In "The Rabbit of Seville" (1950), Bugs Bunny tosses a salad on Elmer Fudd's head in time to Rossini's overture to "The Barber of Seville." Meanwhile, Bugs and Elmer play a Wagnerian Brunhilde and Siegfried in the 1957 spoof "What's Opera, Doc?"

These classically inspired shorts, along with such others as "Baton Bunny," "Rhapsody Rabbit" and "A Corny Concerto," get not only the big-screen treatment but also live accompaniment from a 50-piece orchestra in "Bugs Bunny on Broadway," at the Greek Theatre tonight and at Costa Mesa's Pacific Amphitheatre on Saturday.

The revue is the brainchild of George Daugherty, whose previous career includes conducting touring orchestras for ballet companies and scoring film and television. Daugherty is a lifelong fan of Warner Bros. animation. As a musician, he developed an affinity for the role music plays.

He took his idea to Warner Bros., spawning a project that went on to a three-week run on Broadway and its current five-week national tour. Daugherty, who is producer of the project, conducts the touring Warner Bros. Orchestra.

"Bugs Bunny on Broadway" is the latest of several recent projects focusing attention on the musical side of Warner Bros.' animation legacy. Music directors and composers Milt Franklyn and Carl Stalling created an intricate weave that combined original music with variations on popular tunes and classical works by Rossini, Strauss, Wagner and Tchaikovsky.
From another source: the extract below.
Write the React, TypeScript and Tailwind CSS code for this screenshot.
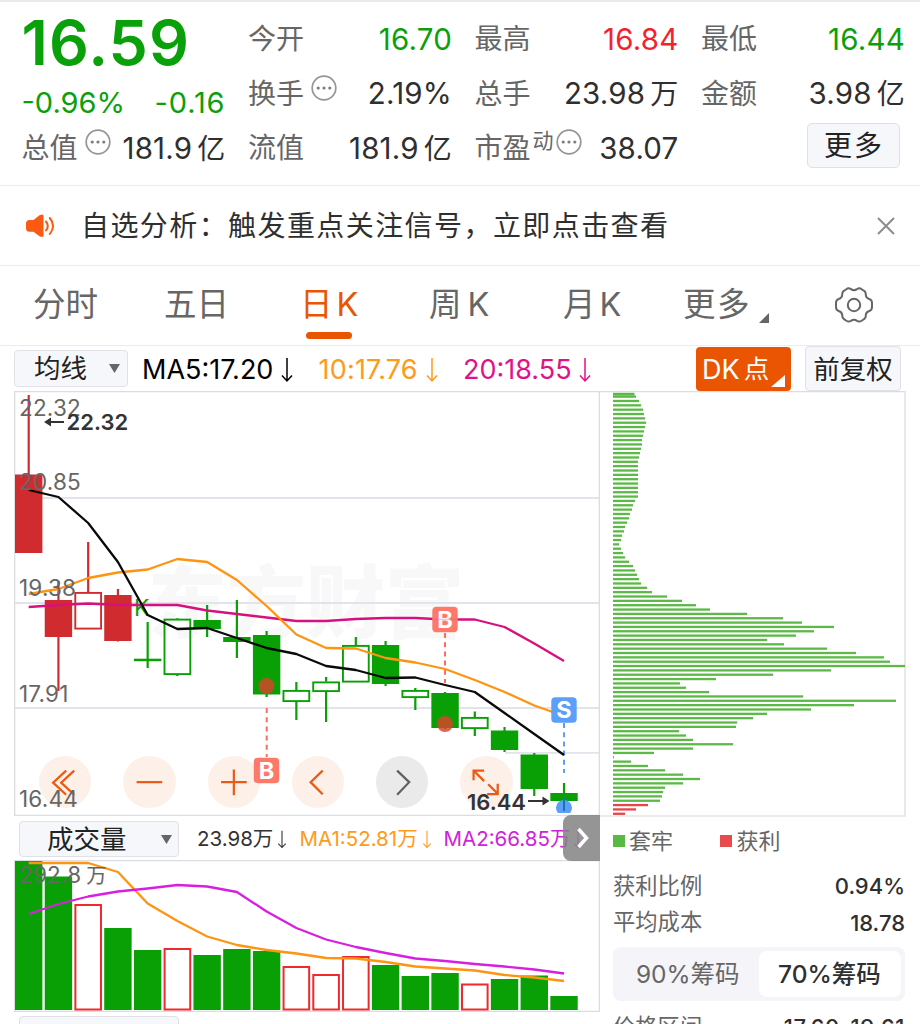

Kathleen Helppie, vice president of production and administration at Warner Animation, was among those who championed Daugherty's project. "I thought it was a great idea. No one has really done anything like this before," Helppie says.

Daugherty faced several technical challenges in getting the music to work with the animation in a live format.

The original scores were recorded in snippets of less than a minute, while Daugherty's orchestra has to play them straight through, staying in time with the cartoons on screen while negotiating abrupt shifts in tempo and phrasing.

Daugherty also had to find a way to strip the original audio tracks of all music and sound effects, leaving just the voices. He and his colleagues at Los Angeles-based Industrial F/X developed a digital technique, but it was laborious.

Daugherty then discovered that almost none of the printed scores had been preserved. A team of USC graduate students in film scoring was recruited to transcribe the music from the cartoons, "note by note, instrument by instrument, like monks working in the abbey," Daugherty says.

Finally, Daugherty had to find a way to get an orchestra to perform the two-hour show live, never straying more than 1/30th of a second from the cartoon action. "The thing about animation is, the cues are so synchronous," Daugherty says. "If we're off, Elmer and Bugs don't wait for us."

San Diego Symphony was the first to take the show in a one-day tryout last summer. "The way the audience responded to the show was like a rock 'n' roll concert," Daugherty says.

That led to the three-week run in Broadway's cavernous Gershwin Theatre, a soundtrack album and the national tour.

Chuck Jones, director of many classic Warner Bros. shorts, attended the New York run of "Bugs Bunny on Broadway" with fellow director Friz Freleng and pronounced it "staggering. . . . It is really quite an experience to hear the full orchestra."

For Jones, one of the most gratifying elements of the show is the chance for audiences to see the works on the big screen, as they were intended to be seen.

And standing ovations on Broadway were a nice bonus, he admits: "I don't know that I deserved it, but I certainly enjoyed it."